*Directions*: Locate the lines where "this" occurs and copy them as they stand.

[Web page code records]
+-------+
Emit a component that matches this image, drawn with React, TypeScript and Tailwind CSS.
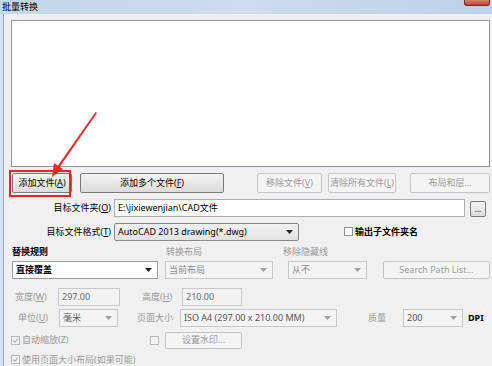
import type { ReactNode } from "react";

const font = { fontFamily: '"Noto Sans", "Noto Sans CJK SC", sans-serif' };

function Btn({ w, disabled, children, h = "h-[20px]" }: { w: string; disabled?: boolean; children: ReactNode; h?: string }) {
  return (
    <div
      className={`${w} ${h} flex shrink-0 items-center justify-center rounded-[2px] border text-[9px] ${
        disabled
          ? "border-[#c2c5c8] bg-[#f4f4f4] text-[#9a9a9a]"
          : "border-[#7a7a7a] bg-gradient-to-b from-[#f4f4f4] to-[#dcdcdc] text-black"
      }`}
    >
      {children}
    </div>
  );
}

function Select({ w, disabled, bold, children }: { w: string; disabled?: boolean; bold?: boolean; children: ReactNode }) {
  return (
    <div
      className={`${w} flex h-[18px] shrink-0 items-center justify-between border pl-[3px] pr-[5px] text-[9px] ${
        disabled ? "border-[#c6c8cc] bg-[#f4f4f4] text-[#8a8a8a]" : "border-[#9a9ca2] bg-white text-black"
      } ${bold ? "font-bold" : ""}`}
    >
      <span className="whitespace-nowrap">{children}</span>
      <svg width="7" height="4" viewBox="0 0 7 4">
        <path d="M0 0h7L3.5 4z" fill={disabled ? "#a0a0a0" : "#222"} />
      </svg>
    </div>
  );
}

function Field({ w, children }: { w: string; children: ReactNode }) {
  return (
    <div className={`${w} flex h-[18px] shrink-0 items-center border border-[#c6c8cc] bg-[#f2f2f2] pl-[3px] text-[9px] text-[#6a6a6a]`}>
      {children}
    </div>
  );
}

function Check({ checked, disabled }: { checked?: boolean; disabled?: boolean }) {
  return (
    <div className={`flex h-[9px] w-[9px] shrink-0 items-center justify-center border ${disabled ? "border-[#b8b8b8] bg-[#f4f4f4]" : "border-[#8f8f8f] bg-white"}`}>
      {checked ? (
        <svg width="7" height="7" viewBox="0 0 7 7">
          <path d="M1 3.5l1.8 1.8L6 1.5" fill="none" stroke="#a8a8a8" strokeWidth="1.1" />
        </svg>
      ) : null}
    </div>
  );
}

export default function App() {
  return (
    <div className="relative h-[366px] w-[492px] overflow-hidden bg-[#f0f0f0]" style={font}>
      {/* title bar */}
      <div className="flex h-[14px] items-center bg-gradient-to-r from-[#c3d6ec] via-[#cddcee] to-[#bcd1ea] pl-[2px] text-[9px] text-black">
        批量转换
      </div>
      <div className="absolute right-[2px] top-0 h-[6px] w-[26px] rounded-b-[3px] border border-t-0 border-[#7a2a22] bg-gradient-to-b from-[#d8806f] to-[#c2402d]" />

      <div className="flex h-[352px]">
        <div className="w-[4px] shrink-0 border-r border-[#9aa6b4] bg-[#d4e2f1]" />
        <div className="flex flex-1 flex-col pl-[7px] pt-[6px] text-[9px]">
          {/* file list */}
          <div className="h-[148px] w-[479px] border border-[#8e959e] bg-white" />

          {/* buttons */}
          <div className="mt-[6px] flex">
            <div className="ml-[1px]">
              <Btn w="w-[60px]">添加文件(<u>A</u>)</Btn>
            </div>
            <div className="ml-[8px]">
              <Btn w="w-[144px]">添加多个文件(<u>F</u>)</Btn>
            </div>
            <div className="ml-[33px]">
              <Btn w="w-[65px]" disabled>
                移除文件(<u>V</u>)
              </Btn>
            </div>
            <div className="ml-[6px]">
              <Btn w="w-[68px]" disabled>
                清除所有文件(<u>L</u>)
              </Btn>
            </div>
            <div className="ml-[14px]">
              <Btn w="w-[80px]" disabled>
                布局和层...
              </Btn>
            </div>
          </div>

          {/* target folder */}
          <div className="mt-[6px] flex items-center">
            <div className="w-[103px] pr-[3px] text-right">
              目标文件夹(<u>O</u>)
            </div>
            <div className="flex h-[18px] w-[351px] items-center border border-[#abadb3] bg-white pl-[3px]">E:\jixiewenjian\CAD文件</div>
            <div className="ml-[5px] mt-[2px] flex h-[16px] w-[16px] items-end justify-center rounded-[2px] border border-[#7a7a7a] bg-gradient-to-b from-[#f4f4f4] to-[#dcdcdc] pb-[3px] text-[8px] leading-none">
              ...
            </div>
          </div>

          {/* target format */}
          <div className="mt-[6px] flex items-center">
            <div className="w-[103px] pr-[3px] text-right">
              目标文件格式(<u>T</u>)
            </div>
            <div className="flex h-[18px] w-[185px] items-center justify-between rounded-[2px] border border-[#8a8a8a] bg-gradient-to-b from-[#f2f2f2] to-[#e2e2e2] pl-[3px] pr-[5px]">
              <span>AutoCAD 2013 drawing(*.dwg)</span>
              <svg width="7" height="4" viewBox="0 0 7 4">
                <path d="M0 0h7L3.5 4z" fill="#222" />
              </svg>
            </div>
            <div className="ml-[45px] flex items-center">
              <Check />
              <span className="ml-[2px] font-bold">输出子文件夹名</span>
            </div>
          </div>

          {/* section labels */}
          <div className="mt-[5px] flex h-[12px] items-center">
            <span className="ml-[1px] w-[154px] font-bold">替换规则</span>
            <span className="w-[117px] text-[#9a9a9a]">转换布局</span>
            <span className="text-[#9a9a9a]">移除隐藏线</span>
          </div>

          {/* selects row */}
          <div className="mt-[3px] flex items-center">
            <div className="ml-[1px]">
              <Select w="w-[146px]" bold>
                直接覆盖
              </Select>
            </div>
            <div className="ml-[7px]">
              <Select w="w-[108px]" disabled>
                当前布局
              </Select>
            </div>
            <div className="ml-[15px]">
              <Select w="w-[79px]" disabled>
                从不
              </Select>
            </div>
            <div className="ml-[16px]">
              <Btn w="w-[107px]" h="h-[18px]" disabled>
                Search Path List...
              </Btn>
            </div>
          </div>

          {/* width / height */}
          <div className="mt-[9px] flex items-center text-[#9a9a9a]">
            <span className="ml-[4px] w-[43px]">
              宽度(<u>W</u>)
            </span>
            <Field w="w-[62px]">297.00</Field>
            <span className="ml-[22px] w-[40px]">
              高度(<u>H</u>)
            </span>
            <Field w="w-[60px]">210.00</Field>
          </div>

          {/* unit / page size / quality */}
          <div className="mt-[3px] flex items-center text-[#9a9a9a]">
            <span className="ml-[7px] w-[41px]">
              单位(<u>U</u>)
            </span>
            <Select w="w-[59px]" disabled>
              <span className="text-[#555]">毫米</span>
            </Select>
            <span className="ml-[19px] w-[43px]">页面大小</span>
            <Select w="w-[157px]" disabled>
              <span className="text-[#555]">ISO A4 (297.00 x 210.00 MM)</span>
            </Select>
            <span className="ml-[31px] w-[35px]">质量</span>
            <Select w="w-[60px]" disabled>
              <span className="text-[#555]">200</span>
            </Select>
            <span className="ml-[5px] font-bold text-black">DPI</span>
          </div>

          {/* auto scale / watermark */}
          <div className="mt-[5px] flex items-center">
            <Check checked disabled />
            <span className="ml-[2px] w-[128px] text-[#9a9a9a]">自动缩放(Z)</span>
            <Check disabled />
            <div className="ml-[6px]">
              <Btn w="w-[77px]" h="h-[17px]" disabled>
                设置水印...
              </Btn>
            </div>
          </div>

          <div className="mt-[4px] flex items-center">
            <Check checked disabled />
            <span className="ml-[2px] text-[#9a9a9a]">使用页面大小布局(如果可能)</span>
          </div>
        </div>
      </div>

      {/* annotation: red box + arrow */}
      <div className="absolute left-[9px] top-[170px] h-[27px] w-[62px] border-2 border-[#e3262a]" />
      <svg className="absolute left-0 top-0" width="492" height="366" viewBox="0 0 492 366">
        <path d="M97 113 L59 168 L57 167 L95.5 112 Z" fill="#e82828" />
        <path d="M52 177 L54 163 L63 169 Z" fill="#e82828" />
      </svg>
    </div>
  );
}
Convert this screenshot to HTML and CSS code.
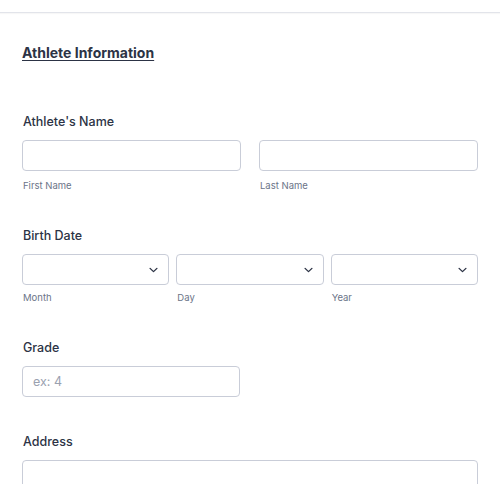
+-------+
*Exercise result*:
Emit a component that matches this image, drawn with React, TypeScript and Tailwind CSS.
Convert this screenshot to HTML and CSS code.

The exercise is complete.